Our one hypothetical chance would be if the “parent universe” intruded into the “simulation” in some way. That is, say we found a way of accessing the computer’s camera or microphone (or equivalent) from within our simulation. We could then build up a body of direct observational evidence of the parent universe. We wouldn’t know what we’d found, at first (given that the parent universe’s laws could literally be anything), but we might eventually work it out. And unless and until such a thing comes to our attention, we have nothing whatsoever to go on.
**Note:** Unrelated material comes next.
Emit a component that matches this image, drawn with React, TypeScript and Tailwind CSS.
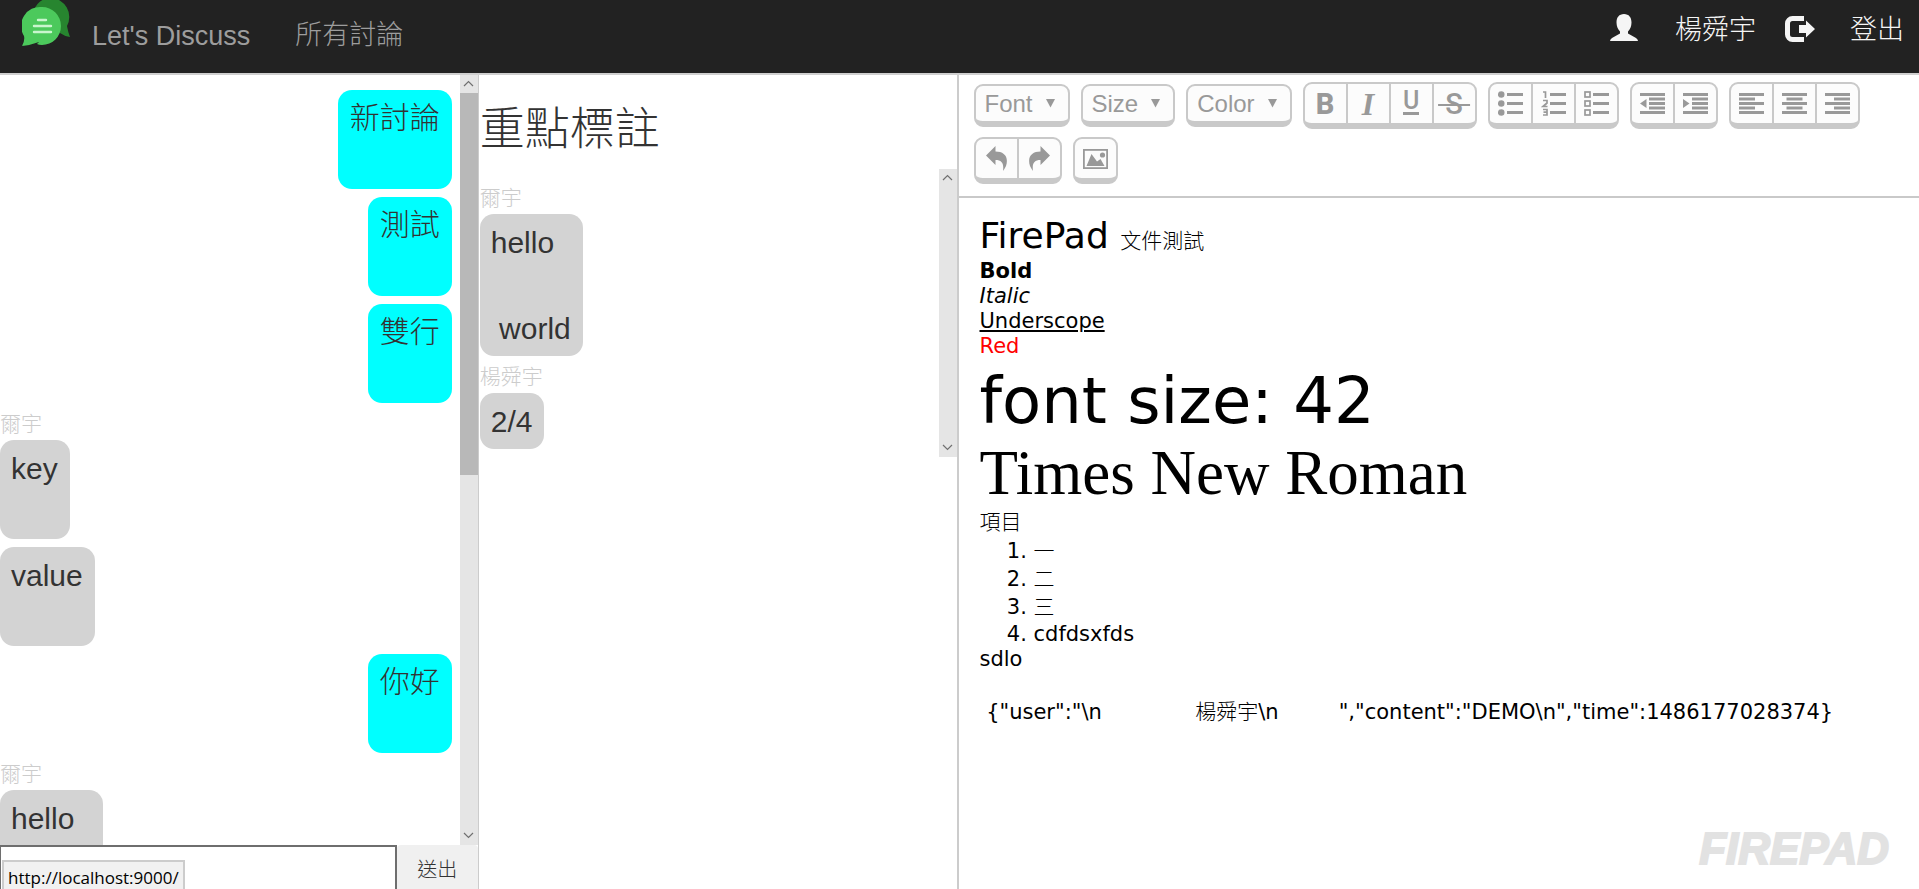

Almost there, just an entire universe to go

To reflect on the actual state of the art for a moment: simulating even the tiniest parts of our universe already taxes our computational designs to their limits. We struggle to create an accurate simulation of more than two or three elementary particles at a time, let alone the 1080 (a number so large it can’t even be easily named). The complexity of quantum chromodynamics (QCD) within a single proton or neutron—not even a whole atom—demands a supercomputer to generate even an approximate prediction. The differential equations governing the laws of physics, as we know them, are known to be unsolvable in the general case.

The only way we can simulate anything at all, in practice, is by throwing out most of the detail. Given that we nonetheless see all that detail around us, right down to the untold trillions of subatomic particles interacting to form structures and substances of bewildering complexity, this clearly cannot be anything like the approach to simulation that we know.

I gather that SH proponents appeal to the inevitable march of technological progress to suggest that advanced aliens would have obviously been able to solve these challenges. This argument rests on an unearned faith in the inevitability of future discoveries, as though it’s axiomatic that we inhabit the Star Trek universe, and all that remains is a tidy schedule of progress from here to the warp drive, transporters and replicators of the Enterprise—the things we’ve been told to expect by storytellers.

You can’t know what a discovery “will be” before it’s been made.